> _What you need to do_: Pictures within the data are to be left out; everything else must be reproduced exactly.
------------------------------------------------------------
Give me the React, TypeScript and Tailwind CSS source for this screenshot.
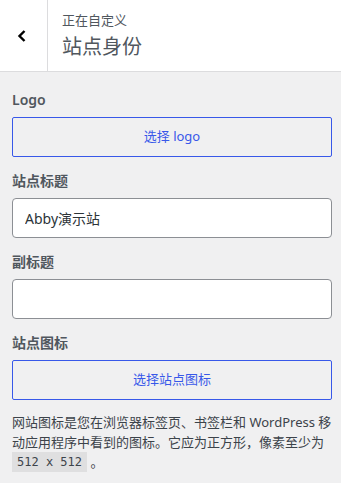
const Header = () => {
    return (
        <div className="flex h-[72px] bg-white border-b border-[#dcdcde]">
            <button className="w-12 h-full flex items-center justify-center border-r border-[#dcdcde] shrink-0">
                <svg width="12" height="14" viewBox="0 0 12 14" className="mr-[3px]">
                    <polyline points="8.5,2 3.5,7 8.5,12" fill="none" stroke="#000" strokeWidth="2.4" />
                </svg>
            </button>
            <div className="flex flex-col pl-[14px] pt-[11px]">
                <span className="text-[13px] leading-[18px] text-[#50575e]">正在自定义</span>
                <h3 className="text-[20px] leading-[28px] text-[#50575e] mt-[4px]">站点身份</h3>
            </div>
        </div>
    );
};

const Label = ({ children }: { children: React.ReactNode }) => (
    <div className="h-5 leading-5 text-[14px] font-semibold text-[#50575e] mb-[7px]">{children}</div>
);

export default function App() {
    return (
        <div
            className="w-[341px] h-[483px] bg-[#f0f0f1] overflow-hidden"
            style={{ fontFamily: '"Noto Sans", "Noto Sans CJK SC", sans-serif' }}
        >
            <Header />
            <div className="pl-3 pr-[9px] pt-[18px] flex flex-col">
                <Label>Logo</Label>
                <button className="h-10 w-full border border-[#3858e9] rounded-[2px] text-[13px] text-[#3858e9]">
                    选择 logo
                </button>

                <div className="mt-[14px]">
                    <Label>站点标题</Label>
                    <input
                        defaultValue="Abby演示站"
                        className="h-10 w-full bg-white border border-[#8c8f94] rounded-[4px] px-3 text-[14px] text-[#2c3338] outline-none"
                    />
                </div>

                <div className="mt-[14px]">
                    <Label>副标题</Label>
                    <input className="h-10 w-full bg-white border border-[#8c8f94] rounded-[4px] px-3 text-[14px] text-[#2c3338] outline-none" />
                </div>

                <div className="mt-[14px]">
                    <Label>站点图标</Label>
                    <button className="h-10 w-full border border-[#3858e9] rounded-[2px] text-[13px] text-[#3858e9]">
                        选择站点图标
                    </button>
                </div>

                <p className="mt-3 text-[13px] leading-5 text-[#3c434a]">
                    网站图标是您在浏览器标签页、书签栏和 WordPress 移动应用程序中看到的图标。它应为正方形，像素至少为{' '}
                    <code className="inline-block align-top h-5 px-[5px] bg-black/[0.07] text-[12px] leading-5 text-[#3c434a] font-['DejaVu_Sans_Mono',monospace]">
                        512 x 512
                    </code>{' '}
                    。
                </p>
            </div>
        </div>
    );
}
------------------------------------------------------------
> _The answer_:
Give me the React, TypeScript and Tailwind CSS source for this screenshot.
const Header = () => {
    return (
        <div className="flex h-[72px] bg-white border-b border-[#dcdcde]">
            <button className="w-12 h-full flex items-center justify-center border-r border-[#dcdcde] shrink-0">
                <svg width="12" height="14" viewBox="0 0 12 14" className="mr-[3px]">
                    <polyline points="8.5,2 3.5,7 8.5,12" fill="none" stroke="#000" strokeWidth="2.4" />
                </svg>
            </button>
            <div className="flex flex-col pl-[14px] pt-[11px]">
                <span className="text-[13px] leading-[18px] text-[#50575e]">正在自定义</span>
                <h3 className="text-[20px] leading-[28px] text-[#50575e] mt-[4px]">站点身份</h3>
            </div>
        </div>
    );
};

const Label = ({ children }: { children: React.ReactNode }) => (
    <div className="h-5 leading-5 text-[14px] font-semibold text-[#50575e] mb-[7px]">{children}</div>
);

export default function App() {
    return (
        <div
            className="w-[341px] h-[483px] bg-[#f0f0f1] overflow-hidden"
            style={{ fontFamily: '"Noto Sans", "Noto Sans CJK SC", sans-serif' }}
        >
            <Header />
            <div className="pl-3 pr-[9px] pt-[18px] flex flex-col">
                <Label>Logo</Label>
                <button className="h-10 w-full border border-[#3858e9] rounded-[2px] text-[13px] text-[#3858e9]">
                    选择 logo
                </button>

                <div className="mt-[14px]">
                    <Label>站点标题</Label>
                    <input
                        defaultValue="Abby演示站"
                        className="h-10 w-full bg-white border border-[#8c8f94] rounded-[4px] px-3 text-[14px] text-[#2c3338] outline-none"
                    />
                </div>

                <div className="mt-[14px]">
                    <Label>副标题</Label>
                    <input className="h-10 w-full bg-white border border-[#8c8f94] rounded-[4px] px-3 text-[14px] text-[#2c3338] outline-none" />
                </div>

                <div className="mt-[14px]">
                    <Label>站点图标</Label>
                    <button className="h-10 w-full border border-[#3858e9] rounded-[2px] text-[13px] text-[#3858e9]">
                        选择站点图标
                    </button>
                </div>

                <p className="mt-3 text-[13px] leading-5 text-[#3c434a]">
                    网站图标是您在浏览器标签页、书签栏和 WordPress 移动应用程序中看到的图标。它应为正方形，像素至少为{' '}
                    <code className="inline-block align-top h-5 px-[5px] bg-black/[0.07] text-[12px] leading-5 text-[#3c434a] font-['DejaVu_Sans_Mono',monospace]">
                        512 x 512
                    </code>{' '}
                    。
                </p>
            </div>
        </div>
    );
}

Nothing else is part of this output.